** start The records **

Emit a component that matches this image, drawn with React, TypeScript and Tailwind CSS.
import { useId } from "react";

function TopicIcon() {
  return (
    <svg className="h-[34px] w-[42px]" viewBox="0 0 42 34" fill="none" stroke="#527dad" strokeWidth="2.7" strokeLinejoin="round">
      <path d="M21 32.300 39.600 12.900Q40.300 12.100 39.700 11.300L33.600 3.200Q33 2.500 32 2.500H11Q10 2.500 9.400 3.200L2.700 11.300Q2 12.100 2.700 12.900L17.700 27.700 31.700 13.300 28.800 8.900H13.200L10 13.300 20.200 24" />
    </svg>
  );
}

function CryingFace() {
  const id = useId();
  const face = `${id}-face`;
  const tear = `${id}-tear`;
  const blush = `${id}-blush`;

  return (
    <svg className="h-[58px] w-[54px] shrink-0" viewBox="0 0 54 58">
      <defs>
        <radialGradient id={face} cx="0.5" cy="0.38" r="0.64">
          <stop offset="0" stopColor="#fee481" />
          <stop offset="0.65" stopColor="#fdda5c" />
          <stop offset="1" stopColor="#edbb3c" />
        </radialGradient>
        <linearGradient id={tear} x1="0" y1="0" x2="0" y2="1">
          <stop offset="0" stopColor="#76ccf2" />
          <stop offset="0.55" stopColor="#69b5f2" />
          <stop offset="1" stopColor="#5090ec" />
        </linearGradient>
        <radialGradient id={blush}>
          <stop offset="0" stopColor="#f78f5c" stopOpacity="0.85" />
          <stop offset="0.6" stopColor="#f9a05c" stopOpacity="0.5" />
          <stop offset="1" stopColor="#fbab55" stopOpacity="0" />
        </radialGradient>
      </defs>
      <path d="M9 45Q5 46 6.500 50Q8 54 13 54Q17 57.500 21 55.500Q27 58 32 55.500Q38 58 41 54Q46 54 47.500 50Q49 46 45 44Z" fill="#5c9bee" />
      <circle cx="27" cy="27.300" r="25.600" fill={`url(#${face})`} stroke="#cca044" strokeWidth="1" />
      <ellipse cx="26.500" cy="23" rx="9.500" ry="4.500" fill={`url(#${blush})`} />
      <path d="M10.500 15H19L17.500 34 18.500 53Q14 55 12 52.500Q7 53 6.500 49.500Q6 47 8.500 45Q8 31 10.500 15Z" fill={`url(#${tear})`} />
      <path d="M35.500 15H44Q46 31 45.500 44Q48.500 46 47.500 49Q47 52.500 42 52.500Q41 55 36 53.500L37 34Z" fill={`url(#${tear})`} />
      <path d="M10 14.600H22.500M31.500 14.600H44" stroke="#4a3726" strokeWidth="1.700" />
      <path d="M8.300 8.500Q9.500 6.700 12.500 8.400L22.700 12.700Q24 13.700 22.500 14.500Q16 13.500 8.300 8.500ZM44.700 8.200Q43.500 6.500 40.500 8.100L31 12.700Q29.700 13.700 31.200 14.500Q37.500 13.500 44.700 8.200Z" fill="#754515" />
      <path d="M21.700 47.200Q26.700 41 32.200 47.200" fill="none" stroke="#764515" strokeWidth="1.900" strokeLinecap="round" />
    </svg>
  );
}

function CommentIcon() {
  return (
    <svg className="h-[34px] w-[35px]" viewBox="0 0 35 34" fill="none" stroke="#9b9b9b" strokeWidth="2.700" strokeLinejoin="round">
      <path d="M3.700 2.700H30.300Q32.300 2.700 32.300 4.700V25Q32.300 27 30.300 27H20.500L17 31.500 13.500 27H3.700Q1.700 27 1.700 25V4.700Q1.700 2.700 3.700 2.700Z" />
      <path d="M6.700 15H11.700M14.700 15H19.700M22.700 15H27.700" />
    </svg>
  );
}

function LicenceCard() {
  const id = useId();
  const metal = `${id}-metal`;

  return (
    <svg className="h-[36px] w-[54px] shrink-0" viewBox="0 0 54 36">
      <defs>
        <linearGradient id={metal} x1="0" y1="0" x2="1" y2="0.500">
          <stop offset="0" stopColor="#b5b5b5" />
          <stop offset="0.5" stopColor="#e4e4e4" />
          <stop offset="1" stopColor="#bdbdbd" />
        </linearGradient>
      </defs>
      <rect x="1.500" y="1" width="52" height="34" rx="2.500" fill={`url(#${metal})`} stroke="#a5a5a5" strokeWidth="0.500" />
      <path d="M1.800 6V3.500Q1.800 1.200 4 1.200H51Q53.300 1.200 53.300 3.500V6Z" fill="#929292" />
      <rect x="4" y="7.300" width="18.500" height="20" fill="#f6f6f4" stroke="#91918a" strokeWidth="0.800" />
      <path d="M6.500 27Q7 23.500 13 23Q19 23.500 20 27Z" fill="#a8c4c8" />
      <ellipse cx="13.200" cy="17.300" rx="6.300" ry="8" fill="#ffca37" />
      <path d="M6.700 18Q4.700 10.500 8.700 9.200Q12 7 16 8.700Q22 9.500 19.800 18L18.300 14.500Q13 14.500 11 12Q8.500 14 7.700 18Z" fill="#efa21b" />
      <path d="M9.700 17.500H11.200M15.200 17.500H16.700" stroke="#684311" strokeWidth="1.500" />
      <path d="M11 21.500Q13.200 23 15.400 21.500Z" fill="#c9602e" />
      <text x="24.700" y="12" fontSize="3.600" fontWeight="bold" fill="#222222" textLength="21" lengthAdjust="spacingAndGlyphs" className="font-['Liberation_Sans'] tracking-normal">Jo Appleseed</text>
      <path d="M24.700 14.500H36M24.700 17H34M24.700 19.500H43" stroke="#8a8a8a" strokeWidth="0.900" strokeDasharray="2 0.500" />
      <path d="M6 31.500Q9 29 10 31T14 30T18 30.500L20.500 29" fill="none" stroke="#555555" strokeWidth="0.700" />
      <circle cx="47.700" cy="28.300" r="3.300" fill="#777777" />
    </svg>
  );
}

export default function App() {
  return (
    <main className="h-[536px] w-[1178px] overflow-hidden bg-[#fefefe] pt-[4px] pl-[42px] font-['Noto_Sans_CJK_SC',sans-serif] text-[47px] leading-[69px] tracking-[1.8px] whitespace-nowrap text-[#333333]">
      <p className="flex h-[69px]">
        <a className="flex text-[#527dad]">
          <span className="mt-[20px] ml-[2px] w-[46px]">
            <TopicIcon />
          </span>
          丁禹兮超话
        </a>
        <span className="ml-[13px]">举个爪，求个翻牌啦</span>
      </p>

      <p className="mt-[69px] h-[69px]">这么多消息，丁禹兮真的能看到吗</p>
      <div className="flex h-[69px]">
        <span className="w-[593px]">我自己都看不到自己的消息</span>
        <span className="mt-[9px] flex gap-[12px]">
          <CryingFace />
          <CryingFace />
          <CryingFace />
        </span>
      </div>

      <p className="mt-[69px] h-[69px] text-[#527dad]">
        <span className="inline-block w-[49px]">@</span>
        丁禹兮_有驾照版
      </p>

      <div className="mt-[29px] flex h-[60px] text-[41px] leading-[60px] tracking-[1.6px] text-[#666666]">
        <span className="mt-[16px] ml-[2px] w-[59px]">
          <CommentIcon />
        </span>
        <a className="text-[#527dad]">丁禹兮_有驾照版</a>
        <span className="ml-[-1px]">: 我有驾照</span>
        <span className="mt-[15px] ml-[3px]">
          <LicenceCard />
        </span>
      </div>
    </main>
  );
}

** end The records **
** start The records **

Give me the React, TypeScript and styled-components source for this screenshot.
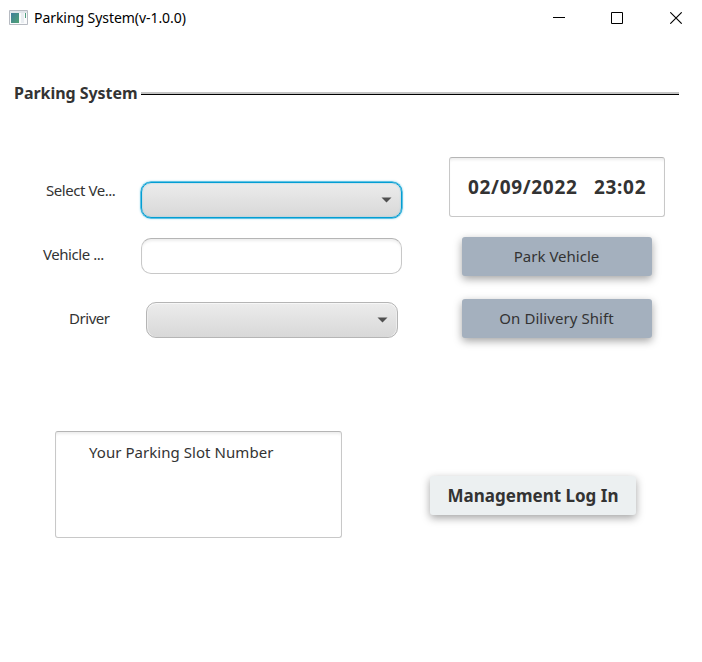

** end The records **

## Your objective
Your task is to pick out every line with the string "TypeScript" and copy it.

## Full output
Emit a component that matches this image, drawn with React, TypeScript and Tailwind CSS.
Give me the React, TypeScript and styled-components source for this screenshot.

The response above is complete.